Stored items

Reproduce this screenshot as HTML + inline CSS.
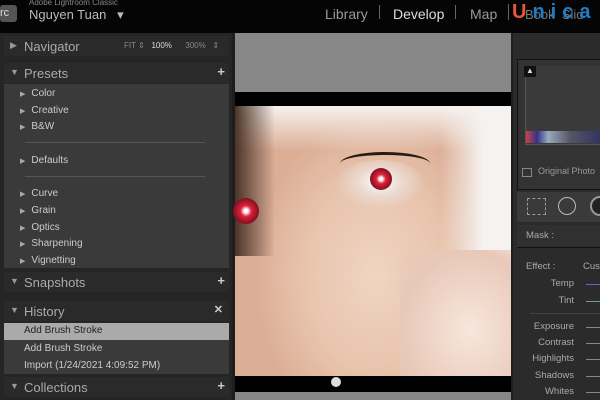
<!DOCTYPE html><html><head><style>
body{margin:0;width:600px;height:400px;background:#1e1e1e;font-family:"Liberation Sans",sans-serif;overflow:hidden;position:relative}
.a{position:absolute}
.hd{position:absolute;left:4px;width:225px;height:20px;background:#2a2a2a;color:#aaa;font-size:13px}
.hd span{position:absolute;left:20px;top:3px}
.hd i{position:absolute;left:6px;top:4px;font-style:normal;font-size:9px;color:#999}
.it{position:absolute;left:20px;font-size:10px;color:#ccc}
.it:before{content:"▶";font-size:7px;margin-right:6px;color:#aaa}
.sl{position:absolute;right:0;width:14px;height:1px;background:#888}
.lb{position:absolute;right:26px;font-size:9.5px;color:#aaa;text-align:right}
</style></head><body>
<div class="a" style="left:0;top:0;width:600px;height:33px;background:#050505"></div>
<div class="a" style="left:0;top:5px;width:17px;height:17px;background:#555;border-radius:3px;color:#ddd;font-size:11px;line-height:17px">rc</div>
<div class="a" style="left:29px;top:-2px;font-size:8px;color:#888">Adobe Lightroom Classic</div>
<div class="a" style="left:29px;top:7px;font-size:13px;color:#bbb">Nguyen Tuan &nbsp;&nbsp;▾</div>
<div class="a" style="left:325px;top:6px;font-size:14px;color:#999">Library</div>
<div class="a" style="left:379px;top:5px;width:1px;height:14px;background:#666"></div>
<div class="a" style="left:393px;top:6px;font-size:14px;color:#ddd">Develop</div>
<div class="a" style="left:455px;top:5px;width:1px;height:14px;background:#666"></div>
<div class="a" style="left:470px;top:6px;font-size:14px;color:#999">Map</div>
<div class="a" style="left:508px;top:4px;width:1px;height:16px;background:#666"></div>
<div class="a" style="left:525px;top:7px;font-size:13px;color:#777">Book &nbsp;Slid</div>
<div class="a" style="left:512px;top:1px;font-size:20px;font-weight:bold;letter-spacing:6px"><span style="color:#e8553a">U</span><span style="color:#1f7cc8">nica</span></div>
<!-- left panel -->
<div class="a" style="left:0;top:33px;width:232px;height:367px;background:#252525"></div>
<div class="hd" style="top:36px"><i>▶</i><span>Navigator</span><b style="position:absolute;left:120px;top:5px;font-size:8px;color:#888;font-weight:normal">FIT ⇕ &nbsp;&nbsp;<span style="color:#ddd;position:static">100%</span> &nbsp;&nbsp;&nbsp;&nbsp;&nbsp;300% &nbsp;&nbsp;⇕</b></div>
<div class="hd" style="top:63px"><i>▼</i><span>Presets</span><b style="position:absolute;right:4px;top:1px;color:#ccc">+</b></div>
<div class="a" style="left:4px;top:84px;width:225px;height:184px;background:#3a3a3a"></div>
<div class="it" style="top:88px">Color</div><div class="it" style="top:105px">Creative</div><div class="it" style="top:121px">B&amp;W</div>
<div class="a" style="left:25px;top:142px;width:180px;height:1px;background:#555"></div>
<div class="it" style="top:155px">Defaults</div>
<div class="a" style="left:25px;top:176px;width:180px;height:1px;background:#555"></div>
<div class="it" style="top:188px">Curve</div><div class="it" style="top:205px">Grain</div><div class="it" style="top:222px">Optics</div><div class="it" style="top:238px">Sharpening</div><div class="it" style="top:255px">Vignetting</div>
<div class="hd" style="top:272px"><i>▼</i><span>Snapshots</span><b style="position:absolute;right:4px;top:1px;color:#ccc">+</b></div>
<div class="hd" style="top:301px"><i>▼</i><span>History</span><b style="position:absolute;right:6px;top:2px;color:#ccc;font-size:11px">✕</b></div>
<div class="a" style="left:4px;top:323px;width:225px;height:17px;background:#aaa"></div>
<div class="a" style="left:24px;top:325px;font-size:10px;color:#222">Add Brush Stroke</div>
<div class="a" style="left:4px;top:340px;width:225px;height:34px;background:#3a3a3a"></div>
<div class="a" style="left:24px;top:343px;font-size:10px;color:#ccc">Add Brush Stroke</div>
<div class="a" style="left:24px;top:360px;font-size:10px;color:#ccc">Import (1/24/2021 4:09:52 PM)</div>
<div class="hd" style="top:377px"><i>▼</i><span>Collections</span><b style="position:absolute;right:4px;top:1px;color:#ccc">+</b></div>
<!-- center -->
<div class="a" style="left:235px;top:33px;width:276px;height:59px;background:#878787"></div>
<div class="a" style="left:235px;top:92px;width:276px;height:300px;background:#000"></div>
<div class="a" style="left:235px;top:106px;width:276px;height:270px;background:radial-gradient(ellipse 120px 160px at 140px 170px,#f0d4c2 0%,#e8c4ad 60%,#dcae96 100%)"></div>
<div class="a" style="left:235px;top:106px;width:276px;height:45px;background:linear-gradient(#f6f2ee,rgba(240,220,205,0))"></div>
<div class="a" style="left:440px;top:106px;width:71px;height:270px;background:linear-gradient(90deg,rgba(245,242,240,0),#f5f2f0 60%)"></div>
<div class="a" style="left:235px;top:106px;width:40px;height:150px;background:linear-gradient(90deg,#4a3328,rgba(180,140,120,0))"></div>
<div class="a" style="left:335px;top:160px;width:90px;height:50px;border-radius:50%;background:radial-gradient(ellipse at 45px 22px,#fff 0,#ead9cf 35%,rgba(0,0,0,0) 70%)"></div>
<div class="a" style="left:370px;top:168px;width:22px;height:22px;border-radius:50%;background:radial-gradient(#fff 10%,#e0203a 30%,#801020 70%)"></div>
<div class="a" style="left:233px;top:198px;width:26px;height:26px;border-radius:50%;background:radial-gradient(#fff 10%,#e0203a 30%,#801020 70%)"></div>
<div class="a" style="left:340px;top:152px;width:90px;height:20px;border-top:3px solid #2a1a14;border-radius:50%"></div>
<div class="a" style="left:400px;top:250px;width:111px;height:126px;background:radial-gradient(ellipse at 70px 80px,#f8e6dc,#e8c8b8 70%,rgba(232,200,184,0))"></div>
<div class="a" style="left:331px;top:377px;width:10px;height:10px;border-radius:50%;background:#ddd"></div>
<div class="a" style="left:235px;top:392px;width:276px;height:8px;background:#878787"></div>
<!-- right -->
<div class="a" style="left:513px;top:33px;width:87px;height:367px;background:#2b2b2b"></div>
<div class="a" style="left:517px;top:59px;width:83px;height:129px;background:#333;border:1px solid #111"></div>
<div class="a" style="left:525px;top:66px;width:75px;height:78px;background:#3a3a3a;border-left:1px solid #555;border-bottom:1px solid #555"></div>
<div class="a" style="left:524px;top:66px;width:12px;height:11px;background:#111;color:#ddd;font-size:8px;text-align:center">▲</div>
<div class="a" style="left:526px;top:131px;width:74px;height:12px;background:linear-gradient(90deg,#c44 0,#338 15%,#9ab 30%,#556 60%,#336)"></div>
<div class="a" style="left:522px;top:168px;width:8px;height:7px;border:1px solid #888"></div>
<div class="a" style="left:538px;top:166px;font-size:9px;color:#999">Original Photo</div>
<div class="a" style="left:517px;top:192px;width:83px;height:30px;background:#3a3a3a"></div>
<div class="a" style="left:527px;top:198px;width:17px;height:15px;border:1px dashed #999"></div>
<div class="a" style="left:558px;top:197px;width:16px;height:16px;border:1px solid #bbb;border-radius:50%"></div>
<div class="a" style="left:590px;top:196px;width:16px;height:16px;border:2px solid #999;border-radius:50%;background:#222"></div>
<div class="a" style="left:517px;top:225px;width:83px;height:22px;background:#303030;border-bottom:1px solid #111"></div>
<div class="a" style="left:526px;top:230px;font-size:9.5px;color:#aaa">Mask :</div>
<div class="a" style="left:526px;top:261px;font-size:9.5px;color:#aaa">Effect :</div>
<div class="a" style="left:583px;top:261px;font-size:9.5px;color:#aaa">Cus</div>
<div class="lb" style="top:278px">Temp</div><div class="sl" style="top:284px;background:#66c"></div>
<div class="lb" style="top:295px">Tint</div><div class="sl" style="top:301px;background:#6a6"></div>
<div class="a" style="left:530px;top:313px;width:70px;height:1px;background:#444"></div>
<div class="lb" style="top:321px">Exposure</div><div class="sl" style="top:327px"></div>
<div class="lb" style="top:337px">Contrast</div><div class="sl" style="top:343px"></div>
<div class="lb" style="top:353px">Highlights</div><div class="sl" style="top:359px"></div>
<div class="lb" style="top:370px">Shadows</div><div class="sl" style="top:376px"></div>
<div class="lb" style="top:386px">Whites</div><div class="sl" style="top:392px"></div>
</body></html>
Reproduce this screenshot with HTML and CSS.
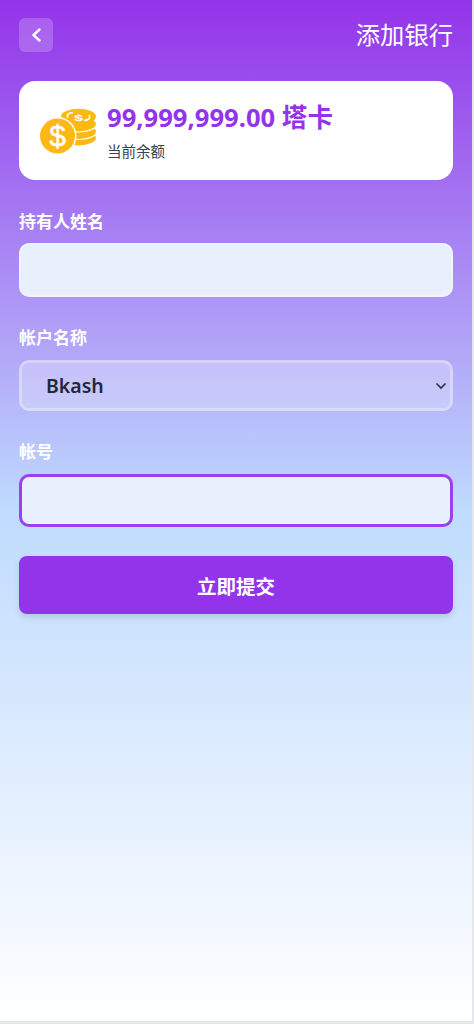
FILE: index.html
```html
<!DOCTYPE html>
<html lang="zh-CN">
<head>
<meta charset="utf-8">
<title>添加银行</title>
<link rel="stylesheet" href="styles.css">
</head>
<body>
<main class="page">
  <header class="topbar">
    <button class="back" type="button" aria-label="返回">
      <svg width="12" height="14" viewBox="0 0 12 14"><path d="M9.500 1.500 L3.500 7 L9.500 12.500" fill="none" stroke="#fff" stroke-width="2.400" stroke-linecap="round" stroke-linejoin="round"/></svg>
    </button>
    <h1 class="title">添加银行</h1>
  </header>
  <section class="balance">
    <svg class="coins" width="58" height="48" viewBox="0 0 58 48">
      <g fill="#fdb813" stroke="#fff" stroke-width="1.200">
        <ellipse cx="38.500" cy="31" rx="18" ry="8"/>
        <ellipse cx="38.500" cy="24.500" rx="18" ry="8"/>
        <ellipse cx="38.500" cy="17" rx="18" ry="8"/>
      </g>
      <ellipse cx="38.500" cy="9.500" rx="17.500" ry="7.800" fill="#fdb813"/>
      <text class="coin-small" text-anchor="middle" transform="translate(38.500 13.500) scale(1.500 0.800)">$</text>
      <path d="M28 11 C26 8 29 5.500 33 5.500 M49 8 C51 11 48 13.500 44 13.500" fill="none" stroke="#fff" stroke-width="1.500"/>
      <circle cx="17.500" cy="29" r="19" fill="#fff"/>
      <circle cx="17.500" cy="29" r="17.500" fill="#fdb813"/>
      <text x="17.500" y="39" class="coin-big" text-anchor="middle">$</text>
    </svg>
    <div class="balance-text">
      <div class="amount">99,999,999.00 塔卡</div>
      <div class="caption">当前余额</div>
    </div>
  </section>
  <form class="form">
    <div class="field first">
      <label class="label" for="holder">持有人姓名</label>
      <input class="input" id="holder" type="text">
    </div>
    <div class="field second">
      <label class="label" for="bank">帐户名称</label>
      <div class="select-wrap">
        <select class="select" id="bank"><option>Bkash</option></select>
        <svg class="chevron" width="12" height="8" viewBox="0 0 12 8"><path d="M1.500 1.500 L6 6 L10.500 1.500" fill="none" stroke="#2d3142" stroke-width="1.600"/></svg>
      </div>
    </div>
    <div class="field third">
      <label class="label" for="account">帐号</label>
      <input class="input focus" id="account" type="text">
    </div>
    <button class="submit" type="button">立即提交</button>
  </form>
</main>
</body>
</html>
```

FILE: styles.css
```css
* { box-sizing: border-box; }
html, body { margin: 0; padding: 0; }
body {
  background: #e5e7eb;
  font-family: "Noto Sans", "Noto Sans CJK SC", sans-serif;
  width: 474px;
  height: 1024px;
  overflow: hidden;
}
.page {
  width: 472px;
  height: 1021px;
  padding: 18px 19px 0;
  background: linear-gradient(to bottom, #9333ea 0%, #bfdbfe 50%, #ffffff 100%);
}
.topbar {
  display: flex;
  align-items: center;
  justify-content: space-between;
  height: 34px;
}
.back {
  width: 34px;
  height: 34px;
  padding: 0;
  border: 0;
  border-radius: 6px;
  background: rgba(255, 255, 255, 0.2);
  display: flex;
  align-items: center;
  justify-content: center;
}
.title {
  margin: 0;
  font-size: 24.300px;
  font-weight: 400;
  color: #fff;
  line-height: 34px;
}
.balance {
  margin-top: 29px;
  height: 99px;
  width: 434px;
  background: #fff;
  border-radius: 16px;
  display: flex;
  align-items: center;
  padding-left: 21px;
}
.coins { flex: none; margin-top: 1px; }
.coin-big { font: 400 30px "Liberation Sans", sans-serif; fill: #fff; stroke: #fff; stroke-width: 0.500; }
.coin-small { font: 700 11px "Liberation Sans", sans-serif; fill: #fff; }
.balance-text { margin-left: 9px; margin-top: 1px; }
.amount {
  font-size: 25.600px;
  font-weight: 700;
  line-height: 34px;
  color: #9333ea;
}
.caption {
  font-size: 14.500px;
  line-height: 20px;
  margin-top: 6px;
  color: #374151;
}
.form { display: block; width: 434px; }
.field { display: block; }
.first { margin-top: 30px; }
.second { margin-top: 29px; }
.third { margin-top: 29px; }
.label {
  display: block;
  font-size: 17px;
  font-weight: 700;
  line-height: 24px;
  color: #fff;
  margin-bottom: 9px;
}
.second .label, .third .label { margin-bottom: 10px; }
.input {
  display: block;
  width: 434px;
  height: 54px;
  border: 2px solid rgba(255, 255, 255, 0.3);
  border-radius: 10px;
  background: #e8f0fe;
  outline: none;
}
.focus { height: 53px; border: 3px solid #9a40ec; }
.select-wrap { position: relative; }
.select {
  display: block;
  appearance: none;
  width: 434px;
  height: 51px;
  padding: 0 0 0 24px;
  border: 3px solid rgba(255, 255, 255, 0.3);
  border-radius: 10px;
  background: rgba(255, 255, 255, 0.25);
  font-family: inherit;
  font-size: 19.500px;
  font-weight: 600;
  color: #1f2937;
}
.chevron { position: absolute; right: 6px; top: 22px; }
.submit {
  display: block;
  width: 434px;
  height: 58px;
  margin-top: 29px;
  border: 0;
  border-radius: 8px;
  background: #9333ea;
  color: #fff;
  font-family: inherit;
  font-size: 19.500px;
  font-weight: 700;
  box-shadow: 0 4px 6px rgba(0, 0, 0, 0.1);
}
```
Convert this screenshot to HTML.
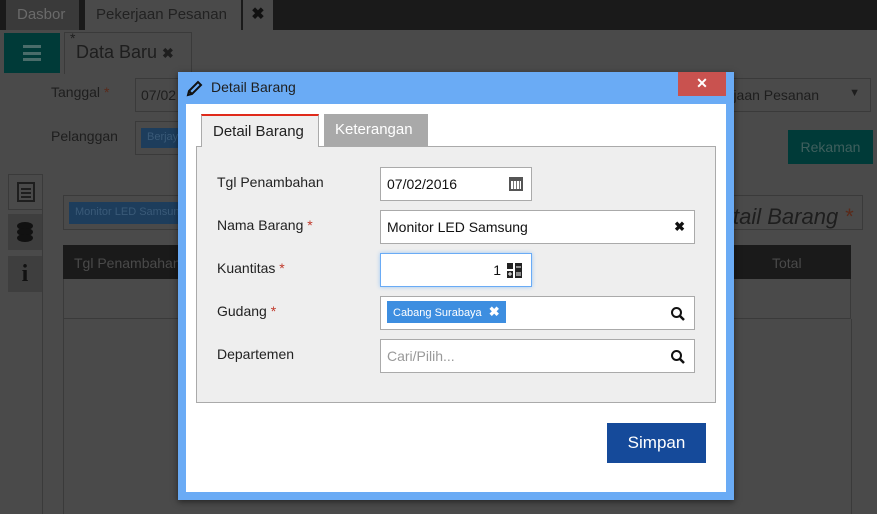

§ WRITTEN PROBLEM
List every line from the entries above in which "this" appears.

§ FINAL ANSWER
Reproduce this screenshot as HTML + inline CSS.
Reproduce this screenshot with HTML and CSS.
Convert this screenshot to HTML.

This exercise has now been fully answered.